- [Stated exercise] Return precisely the span of lines from the top of the material below to the line containing "import React from", both included. Pictures are excluded.

- [Supplied material]
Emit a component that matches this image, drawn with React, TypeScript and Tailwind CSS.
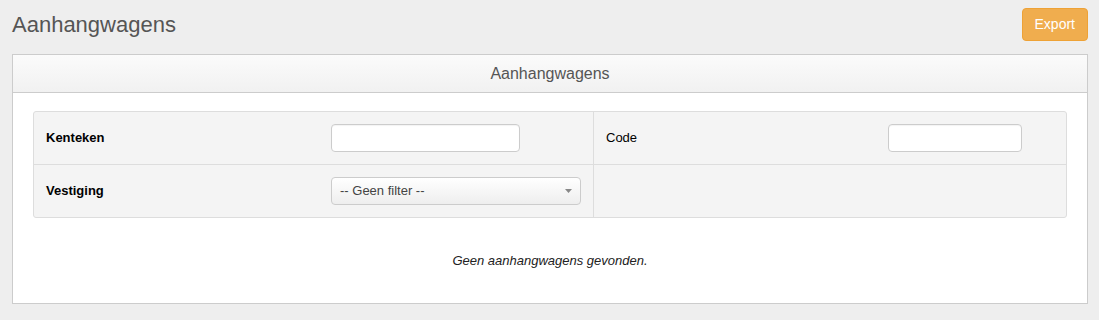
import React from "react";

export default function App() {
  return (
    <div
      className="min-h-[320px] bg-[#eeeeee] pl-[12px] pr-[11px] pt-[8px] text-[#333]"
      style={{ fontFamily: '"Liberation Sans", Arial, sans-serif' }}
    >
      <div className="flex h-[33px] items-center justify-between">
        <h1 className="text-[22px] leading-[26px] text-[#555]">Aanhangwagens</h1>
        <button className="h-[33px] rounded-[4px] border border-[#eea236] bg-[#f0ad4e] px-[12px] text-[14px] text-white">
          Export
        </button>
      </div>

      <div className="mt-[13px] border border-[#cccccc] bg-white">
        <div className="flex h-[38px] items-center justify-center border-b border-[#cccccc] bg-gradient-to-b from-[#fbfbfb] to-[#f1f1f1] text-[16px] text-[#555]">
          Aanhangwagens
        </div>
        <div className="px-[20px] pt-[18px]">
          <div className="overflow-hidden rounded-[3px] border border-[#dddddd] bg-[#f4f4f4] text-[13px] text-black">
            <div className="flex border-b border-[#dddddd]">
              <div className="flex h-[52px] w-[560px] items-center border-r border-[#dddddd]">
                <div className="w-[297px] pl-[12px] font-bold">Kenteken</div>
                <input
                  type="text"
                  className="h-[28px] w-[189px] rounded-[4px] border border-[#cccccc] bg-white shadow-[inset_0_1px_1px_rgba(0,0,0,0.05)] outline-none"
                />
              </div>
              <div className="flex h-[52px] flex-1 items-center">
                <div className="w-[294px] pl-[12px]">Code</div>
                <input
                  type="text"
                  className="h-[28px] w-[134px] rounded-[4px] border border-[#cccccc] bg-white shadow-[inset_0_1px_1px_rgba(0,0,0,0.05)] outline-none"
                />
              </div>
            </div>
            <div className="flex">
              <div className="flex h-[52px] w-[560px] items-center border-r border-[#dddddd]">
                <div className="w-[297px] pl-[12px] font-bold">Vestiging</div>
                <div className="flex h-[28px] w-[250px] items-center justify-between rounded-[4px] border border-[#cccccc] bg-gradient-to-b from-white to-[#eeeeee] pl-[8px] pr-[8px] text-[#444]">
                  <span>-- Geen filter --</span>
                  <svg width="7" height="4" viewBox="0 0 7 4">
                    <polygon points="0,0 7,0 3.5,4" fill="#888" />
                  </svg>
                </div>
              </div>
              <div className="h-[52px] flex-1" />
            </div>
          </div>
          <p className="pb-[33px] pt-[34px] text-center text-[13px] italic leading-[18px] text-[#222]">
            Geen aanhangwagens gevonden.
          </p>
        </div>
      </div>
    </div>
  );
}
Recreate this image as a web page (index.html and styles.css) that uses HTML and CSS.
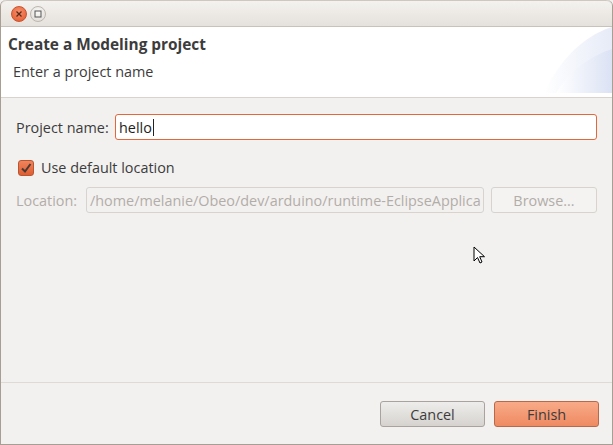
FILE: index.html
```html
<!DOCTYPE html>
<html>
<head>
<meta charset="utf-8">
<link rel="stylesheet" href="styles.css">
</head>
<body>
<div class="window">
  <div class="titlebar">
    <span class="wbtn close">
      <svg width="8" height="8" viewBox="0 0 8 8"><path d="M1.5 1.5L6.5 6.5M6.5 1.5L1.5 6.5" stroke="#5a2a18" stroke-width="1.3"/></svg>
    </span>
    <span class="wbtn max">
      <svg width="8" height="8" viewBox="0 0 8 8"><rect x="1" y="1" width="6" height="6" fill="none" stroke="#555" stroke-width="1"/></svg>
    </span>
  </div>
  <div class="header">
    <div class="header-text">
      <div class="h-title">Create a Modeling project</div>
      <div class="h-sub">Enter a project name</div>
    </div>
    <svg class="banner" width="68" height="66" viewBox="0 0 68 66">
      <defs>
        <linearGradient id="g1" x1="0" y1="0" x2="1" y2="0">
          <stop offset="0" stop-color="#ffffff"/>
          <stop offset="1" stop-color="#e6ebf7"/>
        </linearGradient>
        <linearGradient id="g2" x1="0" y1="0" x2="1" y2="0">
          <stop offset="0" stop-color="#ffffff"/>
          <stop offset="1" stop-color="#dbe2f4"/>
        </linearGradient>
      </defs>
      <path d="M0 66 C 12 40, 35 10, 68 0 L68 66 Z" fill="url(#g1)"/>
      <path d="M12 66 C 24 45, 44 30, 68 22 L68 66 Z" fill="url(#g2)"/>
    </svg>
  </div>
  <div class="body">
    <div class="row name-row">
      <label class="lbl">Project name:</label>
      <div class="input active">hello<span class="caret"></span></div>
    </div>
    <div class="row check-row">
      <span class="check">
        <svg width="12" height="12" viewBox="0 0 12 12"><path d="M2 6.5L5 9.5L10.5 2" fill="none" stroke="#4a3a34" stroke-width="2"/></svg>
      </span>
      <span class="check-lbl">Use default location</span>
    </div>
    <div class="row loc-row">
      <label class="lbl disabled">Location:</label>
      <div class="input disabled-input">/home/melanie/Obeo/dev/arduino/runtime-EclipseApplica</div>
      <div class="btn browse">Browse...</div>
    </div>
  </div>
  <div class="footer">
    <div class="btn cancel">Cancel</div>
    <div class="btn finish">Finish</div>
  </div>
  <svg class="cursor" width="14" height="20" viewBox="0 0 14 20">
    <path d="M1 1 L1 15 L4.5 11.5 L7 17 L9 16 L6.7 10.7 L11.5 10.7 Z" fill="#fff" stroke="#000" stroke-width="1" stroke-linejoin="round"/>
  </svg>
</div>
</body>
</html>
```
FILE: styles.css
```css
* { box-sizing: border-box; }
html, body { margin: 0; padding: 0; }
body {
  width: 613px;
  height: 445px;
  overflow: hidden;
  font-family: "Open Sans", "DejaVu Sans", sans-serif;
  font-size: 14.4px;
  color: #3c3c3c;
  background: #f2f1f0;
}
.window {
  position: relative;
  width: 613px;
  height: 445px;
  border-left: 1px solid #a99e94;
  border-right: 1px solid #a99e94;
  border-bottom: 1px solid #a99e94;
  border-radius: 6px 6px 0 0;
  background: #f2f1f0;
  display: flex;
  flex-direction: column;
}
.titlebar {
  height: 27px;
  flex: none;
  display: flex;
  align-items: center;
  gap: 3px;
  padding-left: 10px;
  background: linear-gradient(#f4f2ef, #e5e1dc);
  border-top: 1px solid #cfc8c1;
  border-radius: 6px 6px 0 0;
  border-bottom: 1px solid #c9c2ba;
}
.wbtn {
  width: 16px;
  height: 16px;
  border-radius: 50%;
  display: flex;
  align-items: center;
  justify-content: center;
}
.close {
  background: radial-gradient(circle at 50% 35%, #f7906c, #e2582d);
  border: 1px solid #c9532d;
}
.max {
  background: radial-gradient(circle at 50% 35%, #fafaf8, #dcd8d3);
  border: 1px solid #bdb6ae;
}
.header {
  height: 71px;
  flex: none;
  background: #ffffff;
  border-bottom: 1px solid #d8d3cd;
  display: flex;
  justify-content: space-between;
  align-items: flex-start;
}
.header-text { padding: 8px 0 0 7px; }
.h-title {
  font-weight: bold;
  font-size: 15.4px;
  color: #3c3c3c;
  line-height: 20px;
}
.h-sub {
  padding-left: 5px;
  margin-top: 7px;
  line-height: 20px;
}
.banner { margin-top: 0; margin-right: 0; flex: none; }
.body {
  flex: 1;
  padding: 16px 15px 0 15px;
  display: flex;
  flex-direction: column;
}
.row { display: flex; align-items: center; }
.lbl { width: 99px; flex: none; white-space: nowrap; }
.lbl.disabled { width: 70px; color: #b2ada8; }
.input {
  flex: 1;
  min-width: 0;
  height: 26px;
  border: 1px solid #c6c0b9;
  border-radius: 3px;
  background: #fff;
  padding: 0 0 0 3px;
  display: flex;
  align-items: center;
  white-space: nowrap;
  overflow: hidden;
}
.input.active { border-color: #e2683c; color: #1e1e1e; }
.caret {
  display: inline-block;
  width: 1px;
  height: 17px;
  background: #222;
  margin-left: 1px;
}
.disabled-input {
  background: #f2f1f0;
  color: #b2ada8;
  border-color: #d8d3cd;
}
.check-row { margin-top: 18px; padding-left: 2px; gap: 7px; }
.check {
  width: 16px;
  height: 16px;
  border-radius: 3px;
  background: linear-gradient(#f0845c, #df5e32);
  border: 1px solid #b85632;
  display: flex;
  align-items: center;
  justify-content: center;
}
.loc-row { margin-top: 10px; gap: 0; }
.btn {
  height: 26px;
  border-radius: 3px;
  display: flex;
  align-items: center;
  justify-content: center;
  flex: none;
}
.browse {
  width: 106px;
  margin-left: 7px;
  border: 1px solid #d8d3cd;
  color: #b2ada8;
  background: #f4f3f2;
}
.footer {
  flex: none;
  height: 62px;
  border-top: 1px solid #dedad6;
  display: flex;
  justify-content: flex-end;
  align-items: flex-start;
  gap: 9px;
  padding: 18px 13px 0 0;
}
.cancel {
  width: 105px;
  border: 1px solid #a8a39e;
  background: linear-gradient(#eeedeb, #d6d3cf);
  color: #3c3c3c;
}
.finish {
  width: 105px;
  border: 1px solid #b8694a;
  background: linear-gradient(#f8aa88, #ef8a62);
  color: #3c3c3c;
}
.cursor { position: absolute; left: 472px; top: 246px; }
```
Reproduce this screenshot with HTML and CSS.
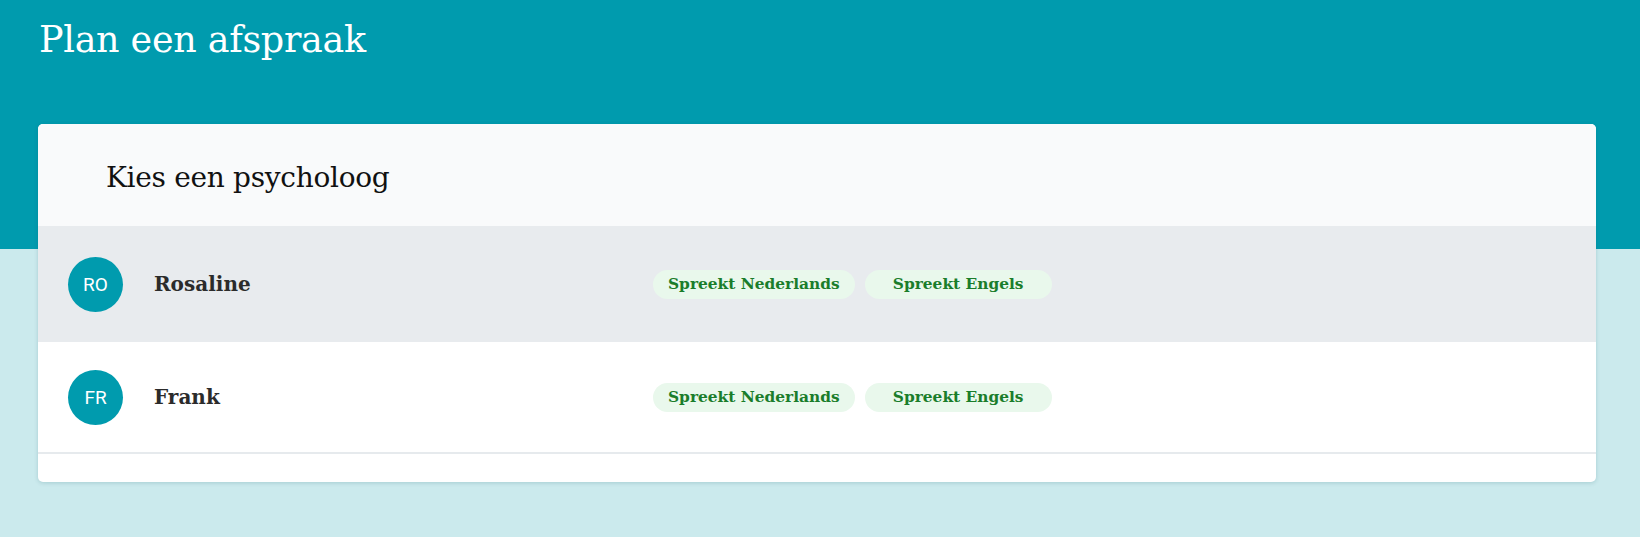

- [Reply]
Emit a component that matches this image, drawn with React, TypeScript and Tailwind CSS.
import React from "react";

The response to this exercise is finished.